Gillmor aboga, y estoy de acuerdo, por empoderar a los/as usuarios/as. A las plataformas se les debería exigir, dice, que 1) permitan que los/as usuarios/as eliminen todo lo que las empresas han recopilado sobre ellos/as; 2) hagan que todos los datos, incluidas las conversaciones, sean “portátiles” de manera que las plataformas competidoras; 3) limiten lo que pueden hacer con los datos que recopilan; 4) ofrezcan dashboards fáciles de usar que brinden a los/as usuarios/as un control granular de su privacidad y la configuración del uso compartido de datos; y 5) divulguen todo lo que hacen “en un lenguaje simple que incluso un presidente de EEUU pueda entender”.
La ciudadanía debería participar, ser consultada y contribuir a resolver el problema. Y ya lo está haciendo. Por ejemplo, las experiencias ciudadanas de verificación de hechos se ha multiplicado últimamente. El número de factcheckers en todo el mundo se ha más que triplicado en los últimos cuatro años, de 44 a 149 desde 2014 (un aumento del 239%). Aunque muchas de estas experiencias están vinculadas a medios de información, otras están afiliadas a universidades, grupos de expertos/as e iniciativas ciudadanas.
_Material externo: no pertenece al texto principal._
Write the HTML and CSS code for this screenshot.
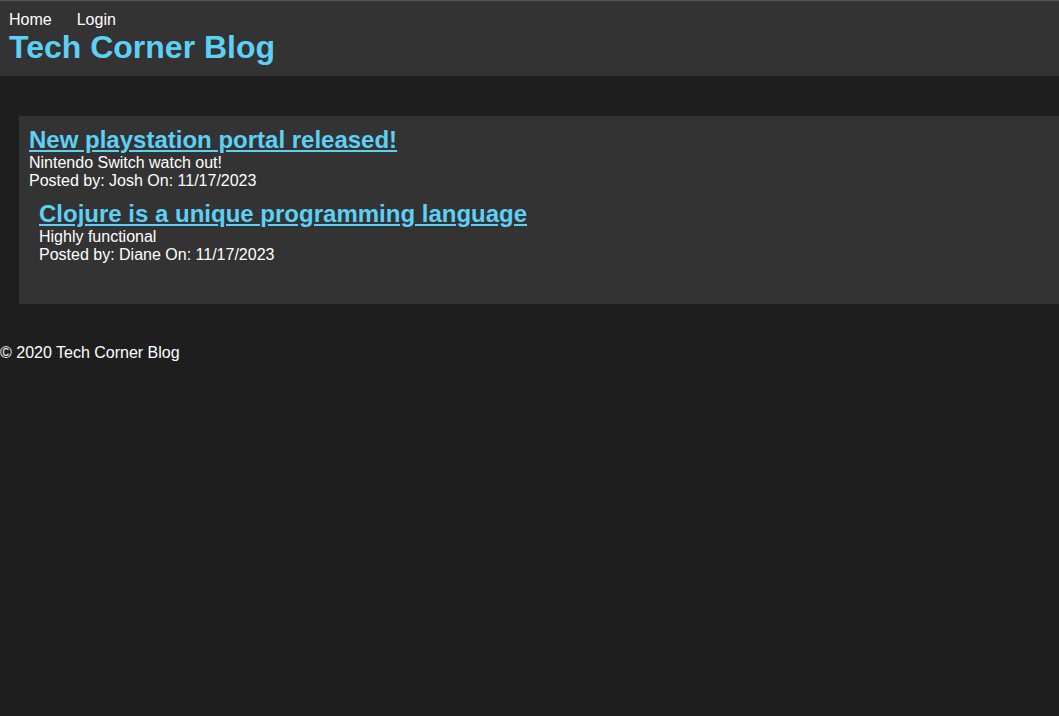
FILE: index.html
```html
<!DOCTYPE html>
<html lang="en">
<head>
<meta charset="utf-8">
<title>Tech Corner Blog</title>
<link rel="stylesheet" href="styles.css">
</head>
<body>
<header class="site-header">
  <nav class="nav">
    <a class="nav-link" href="#">Home</a>
    <a class="nav-link" href="#">Login</a>
  </nav>
  <h1 class="site-title">Tech Corner Blog</h1>
</header>
<main class="main">
  <section class="posts">
    <article class="post">
      <h2 class="post-title"><a href="#">New playstation portal released!</a></h2>
      <p class="post-body">Nintendo Switch watch out!</p>
      <p class="post-meta">Posted by: Josh On: 11/17/2023</p>
      <article class="post">
        <h2 class="post-title"><a href="#">Clojure is a unique programming language</a></h2>
        <p class="post-body">Highly functional</p>
        <p class="post-meta">Posted by: Diane On: 11/17/2023</p>
      </article>
    </article>
  </section>
</main>
<footer class="footer">© 2020 Tech Corner Blog</footer>
</body>
</html>
```
FILE: styles.css
```css
html, body {
  margin: 0;
  padding: 0;
  background: #1e1e1e;
  color: #ffffff;
  font-family: Arial, "Liberation Sans", sans-serif;
  font-size: 16px;
  overflow: hidden;
}
.site-header {
  background: #333333;
  border-top: 1px solid #555555;
  padding: 10px 9px 10px;
}
.nav {
  display: flex;
  gap: 25px;
  line-height: 18px;
}
.nav-link {
  color: #ffffff;
  text-decoration: none;
}
.site-title {
  margin: 0;
  font-size: 32px;
  line-height: 37px;
  color: #5ed0f5;
  font-weight: bold;
}
.main {
  padding: 40px 0 0 19px;
}
.posts {
  background: #333333;
  width: 100%;
  padding: 10px 0 20px 0;
}
.post {
  padding: 0 10px 10px;
}
.post .post {
  padding-top: 10px;
}
.post-title {
  margin: 0;
  font-size: 24px;
  line-height: 28px;
}
.post-title a {
  color: #5ed0f5;
  text-decoration: underline;
}
.post-body, .post-meta {
  margin: 0;
  line-height: 18px;
}
.footer {
  margin-top: 40px;
  line-height: 18px;
}
```
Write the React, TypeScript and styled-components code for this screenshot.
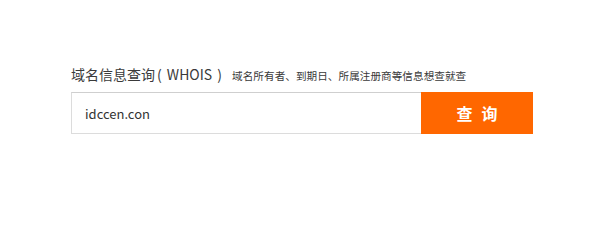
import React from "react";
import styled, { createGlobalStyle } from "styled-components";

const GlobalStyle = createGlobalStyle`
  html, body {
    margin: 0;
    padding: 0;
    background: #ffffff;
  }
  body {
    font-family: "Noto Sans CJK SC", "Noto Sans", sans-serif;
  }
`;

const Wrapper = styled.div`
  width: 600px;
  height: 210px;
  box-sizing: border-box;
  padding: 63px 0 0 71px;
`;

const Header = styled.div`
  display: flex;
  align-items: baseline;
  height: 22px;
  margin-bottom: 7px;
`;

const Title = styled.h2`
  margin: 0;
  font-size: 14px;
  font-weight: 400;
  color: #3a3a3a;
  line-height: 22px;
  white-space: nowrap;
`;

const TitleTag = styled.span`
  margin-left: 2px;
  word-spacing: 2px;
`;

const SubTitle = styled.span`
  margin-left: 10px;
  font-size: 10.6px;
  letter-spacing: 0.05px;
  color: #3a3a3a;
  line-height: 22px;
  white-space: nowrap;
`;

const SearchBar = styled.form`
  display: flex;
  width: 462px;
  height: 42px;
`;

const Input = styled.input`
  flex: 1;
  min-width: 0;
  box-sizing: border-box;
  height: 42px;
  margin: 0;
  padding: 0 13px;
  border: 1px solid #dcdcdc;
  border-top-color: #cfcfcf;
  border-right: none;
  outline: none;
  font-family: "Noto Sans CJK SC", "Noto Sans", sans-serif;
  font-size: 13px;
  color: #333333;
  background: #ffffff;
`;

const SearchButton = styled.button`
  width: 112px;
  height: 42px;
  margin: 0;
  padding: 0;
  border: none;
  background: #ff6700;
  color: #ffffff;
  font-family: "Noto Sans CJK SC", sans-serif;
  font-size: 16px;
  font-weight: 700;
  letter-spacing: 9px;
  text-indent: 9px;
  cursor: pointer;
`;

export default function App() {
  return (
    <Wrapper>
      <GlobalStyle />
      <Header>
        <Title>
          域名信息查询<TitleTag>( WHOIS )</TitleTag>
        </Title>
        <SubTitle>域名所有者、到期日、所属注册商等信息想查就查</SubTitle>
      </Header>
      <SearchBar onSubmit={(e) => e.preventDefault()}>
        <Input defaultValue="idccen.con" />
        <SearchButton type="submit">查询</SearchButton>
      </SearchBar>
    </Wrapper>
  );
}
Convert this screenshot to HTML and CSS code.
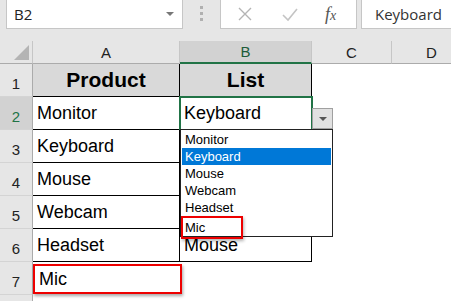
FILE: index.html
```html
<!DOCTYPE html>
<html lang="en">
<head>
    <meta charset="UTF-8">
    <title>Data Validation List</title>
    <link rel="stylesheet" href="styles.css">
</head>
<body>
    <div class="toolbar">
        <div class="name-box">
            <span>B2</span>
            <span class="name-arrow"></span>
        </div>
        <div class="grip"><i></i><i></i><i></i></div>
        <div class="tools">
            <svg width="16" height="16" viewBox="0 0 16 16"><path d="M2 2 L14 14 M14 2 L2 14" stroke="#b4b4b4" stroke-width="1.4" fill="none"/></svg>
            <svg width="18" height="16" viewBox="0 0 18 16"><path d="M2 9 L7 14 L16 3" stroke="#c4c4c4" stroke-width="1.6" fill="none"/></svg>
            <span class="fx"><i>f</i><i class="x">x</i></span>
        </div>
        <div class="formula">Keyboard</div>
    </div>

    <div class="sheet">
        <div class="corner"><span class="tri"></span></div>
        <div class="col-head">A</div>
        <div class="col-head active">B</div>
        <div class="col-head">C</div>
        <div class="col-head">D</div>

        <div class="row-head">1</div>
        <div class="cell title left">Product</div>
        <div class="cell title">List</div>
        <div class="cell blank"></div>
        <div class="cell blank"></div>

        <div class="row-head active">2</div>
        <div class="cell left">Monitor</div>
        <div class="cell selected">Keyboard</div>
        <div class="cell blank"></div>
        <div class="cell blank"></div>

        <div class="row-head">3</div>
        <div class="cell left">Keyboard</div>
        <div class="cell"></div>
        <div class="cell blank"></div>
        <div class="cell blank"></div>

        <div class="row-head">4</div>
        <div class="cell left">Mouse</div>
        <div class="cell"></div>
        <div class="cell blank"></div>
        <div class="cell blank"></div>

        <div class="row-head">5</div>
        <div class="cell left">Webcam</div>
        <div class="cell"></div>
        <div class="cell blank"></div>
        <div class="cell blank"></div>

        <div class="row-head">6</div>
        <div class="cell left">Headset</div>
        <div class="cell">Mouse</div>
        <div class="cell blank"></div>
        <div class="cell blank"></div>

        <div class="row-head">7</div>
        <div class="cell blank marked">Mic</div>
        <div class="cell blank"></div>
        <div class="cell blank"></div>
        <div class="cell blank"></div>

        <div class="row-head"></div>
        <div class="cell blank"></div>
        <div class="cell blank"></div>
        <div class="cell blank"></div>
        <div class="cell blank"></div>

        <div class="drop-btn"><span></span></div>
        <ul class="drop-list">
            <li>Monitor</li>
            <li class="hl">Keyboard</li>
            <li>Mouse</li>
            <li>Webcam</li>
            <li>Headset</li>
            <li class="marked-item">Mic</li>
        </ul>
    </div>
</body>
</html>
```
FILE: styles.css
```css
body {
    margin: 0;
    background-color: #e6e6e6;
    font-family: 'Liberation Sans', Arial, sans-serif;
    overflow: hidden;
}

/* formula bar */
.toolbar {
    display: flex;
    align-items: flex-start;
    height: 41px;
}
.name-box {
    box-sizing: border-box;
    margin: -1px 0 0 6px;
    width: 177px;
    height: 30px;
    background-color: #fff;
    border: 1px solid #c6c6c6;
    display: flex;
    align-items: center;
    justify-content: space-between;
    padding: 0 8px 0 7px;
    font-family: 'Open Sans', sans-serif;
    font-size: 15px;
    color: #222;
}
.name-arrow {
    width: 0;
    height: 0;
    border-left: 4px solid transparent;
    border-right: 4px solid transparent;
    border-top: 4px solid #777;
}
.grip {
    width: 37px;
    display: flex;
    flex-direction: column;
    align-items: center;
    gap: 3px;
    padding-top: 6px;
}
.grip i {
    width: 3px;
    height: 3px;
    background-color: #b0b0b0;
}
.tools {
    box-sizing: border-box;
    margin-top: -1px;
    width: 137px;
    height: 30px;
    background-color: #fff;
    border: 1px solid #c6c6c6;
    display: flex;
    align-items: center;
    padding-left: 16px;
    gap: 28px;
}
.fx {
    font-family: 'Liberation Serif', serif;
    font-size: 18px;
    color: #555;
    margin-left: -2px;
}
.fx .x {
    font-size: 14px;
}
.formula {
    box-sizing: border-box;
    margin: -1px 0 0 4px;
    flex: 1;
    height: 30px;
    background-color: #fff;
    border: 1px solid #c6c6c6;
    border-right: none;
    padding: 4px 0 0 13px;
    font-family: 'Open Sans', sans-serif;
    font-size: 15px;
    color: #333;
}

/* sheet grid */
.sheet {
    position: relative;
    display: grid;
    grid-template-columns: 33px 147px 132px 80px 80px;
    grid-template-rows: 23px repeat(8, 33px);
    background-color: #fff;
}
.corner {
    background-color: #e6e6e6;
    border-right: 1px solid #c6c6c6;
    border-bottom: 1px solid #ababab;
    position: relative;
}
.tri {
    position: absolute;
    right: 3px;
    bottom: 3px;
    width: 0;
    height: 0;
    border-left: 15px solid transparent;
    border-bottom: 15px solid #b4b4b4;
}
.col-head {
    box-sizing: border-box;
    background-color: #e6e6e6;
    border-right: 1px solid #c6c6c6;
    border-bottom: 1px solid #ababab;
    display: flex;
    align-items: center;
    justify-content: center;
    font-size: 15px;
    color: #222;
}
.col-head.active {
    background-color: #d2d2d2;
    border-bottom: 2px solid #217346;
    color: #1d5c3a;
}
.row-head {
    box-sizing: border-box;
    background-color: #e6e6e6;
    border-right: 1px solid #ababab;
    border-bottom: 1px solid #d4d4d4;
    display: flex;
    align-items: flex-end;
    justify-content: center;
    padding-bottom: 4px;
    font-size: 15px;
    color: #222;
}
.row-head.active {
    background-color: #d2d2d2;
    color: #217346;
}
.cell {
    box-sizing: border-box;
    border-right: 1px solid #000;
    border-bottom: 1px solid #000;
    display: flex;
    align-items: center;
    padding-left: 4px;
    font-size: 18px;
    color: #000;
    white-space: nowrap;
}
.cell.blank {
    border: none;
}
.cell.title {
    background-color: #d9d9d9;
    justify-content: center;
    padding-left: 0;
    font-weight: bold;
    font-size: 21px;
}
.cell.selected {
    outline: 2px solid #217346;
    outline-offset: -1px;
}
.cell.marked {
    padding-left: 4px;
    margin: 2px -2px 1px 0;
    border: 2px solid #ee0000;
    box-shadow: 1px 2px 3px rgba(0, 0, 0, 0.35);
}

/* validation dropdown */
.drop-btn {
    position: absolute;
    left: 312px;
    top: 67px;
    box-sizing: border-box;
    width: 21px;
    height: 21px;
    background-color: #e1e1e1;
    border: 1px solid #a0a0a0;
    display: flex;
    align-items: center;
    justify-content: center;
}
.drop-btn span {
    width: 0;
    height: 0;
    border-left: 4px solid transparent;
    border-right: 4px solid transparent;
    border-top: 4px solid #555;
}
.drop-list {
    position: absolute;
    left: 180px;
    top: 88px;
    width: 153px;
    height: 108px;
    box-sizing: border-box;
    margin: 0;
    padding: 1px 0 0 1px;
    list-style: none;
    background-color: #fff;
    border: 1px solid #222;
    font-size: 13px;
    color: #000;
}
.drop-list li {
    height: 17px;
    line-height: 17px;
    padding-left: 3px;
    margin-right: 1px;
}
.drop-list li.hl {
    background-color: #0078d7;
    color: #fff;
}
.drop-list li.marked-item {
    width: 56px;
    margin-left: -1px;
    border: 2px solid #ee0000;
    height: 19px;
    line-height: 19px;
    padding-left: 2px;
    box-shadow: 1px 2px 3px rgba(0, 0, 0, 0.3);
}
```
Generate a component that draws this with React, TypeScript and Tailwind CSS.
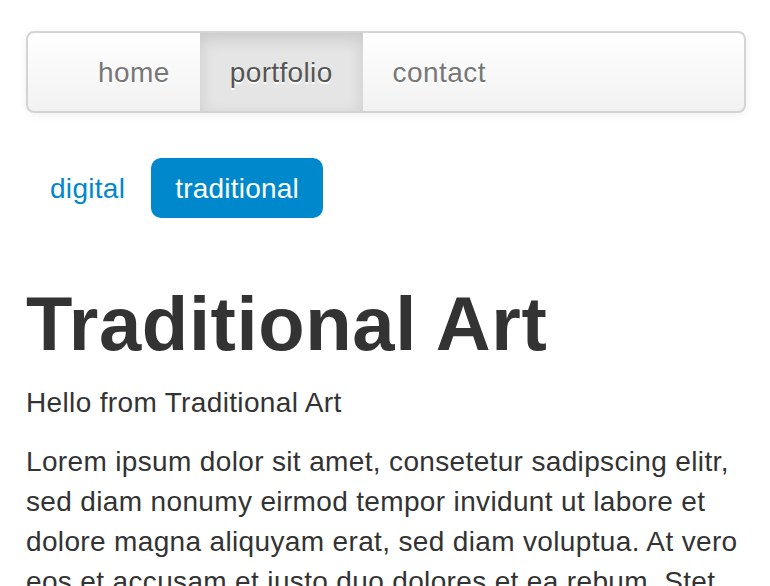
export default function App() {
  return (
    <div
      className="h-[586px] overflow-hidden bg-white pl-[26px] pt-[31px] text-[#333]"
      style={{ fontFamily: '"Liberation Sans", Arial, Helvetica, sans-serif' }}
    >
      <div className="w-[720px]">
        <nav className="h-[82px] rounded-[8px] border-2 border-[#d4d4d4] bg-gradient-to-b from-[#ffffff] to-[#f2f2f2] pl-[40px] shadow-[0_2px_8px_rgba(0,0,0,0.065)]">
          <ul className="flex h-full">
            {[
              { label: "home", active: false },
              { label: "portfolio", active: true },
              { label: "contact", active: false },
            ].map((item) => (
              <li key={item.label} className="h-full">
                <a
                  className={
                    item.active
                      ? "block h-full bg-[#e5e5e5] px-[30px] pt-[20px] pb-[18px] text-[28px] leading-[40px] tracking-[0.35px] text-[#555] shadow-[inset_0_6px_16px_rgba(0,0,0,0.125)] [text-shadow:0_2px_0_#fff]"
                      : "block h-full px-[30px] pt-[20px] pb-[18px] text-[28px] leading-[40px] tracking-[0.45px] text-[#777] [text-shadow:0_2px_0_#fff]"
                  }
                >
                  {item.label}
                </a>
              </li>
            ))}
          </ul>
        </nav>

        <ul className="mt-[45px] flex">
          <li>
            <a className="mr-[2px] block rounded-[10px] px-[24px] pt-[17px] pb-[15px] text-[28px] leading-[28px] tracking-[0.3px] text-[#0088cc]">
              digital
            </a>
          </li>
          <li>
            <a className="block rounded-[10px] bg-[#0088cc] px-[24px] pt-[17px] pb-[15px] text-[28px] leading-[28px] tracking-[0.2px] text-white">
              traditional
            </a>
          </li>
        </ul>

        <h1 className="mt-[68px] text-[76px] font-bold leading-[76px] tracking-[0.6px] text-[#333]">
          Traditional Art
        </h1>
        <p className="mt-[21px] text-[28px] leading-[40px] tracking-[0.35px]">
          Hello from Traditional Art
        </p>
        <p className="mt-[19px] text-[28px] leading-[40px] tracking-[0.35px]">
          Lorem ipsum dolor sit amet, consetetur sadipscing elitr, sed diam nonumy eirmod tempor
          invidunt ut labore et dolore magna aliquyam erat, sed diam voluptua. At vero eos et
          accusam et justo duo dolores et ea rebum. Stet clita kasd gubergren, no sea takimata
          sanctus est Lorem ipsum dolor sit amet.
        </p>
      </div>
    </div>
  );
}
También los/as periodistas están llamados/as a desempeñar un papel cada vez más importante. Tomando prestado de The Elements of Journalism, de Bill Kovach y Tom Rosenstiel, el periodismo debe buscar la verdad inexorablemente y poner el interés público por encima de otros, empleando la disciplina de la verificación de manera independiente. Es más necesario que nunca. Cuando aborda las fake news, el periodismo también debe fomentar un debate sobre el papel de las plataformas, la ciudadanía, la regulación y la gobernanza de internet. Además, debería participar activamente en la lucha contra las fake news.
En resumen, el control debería estar en manos de los/as consumidores/as y creadores/as de los contenidos.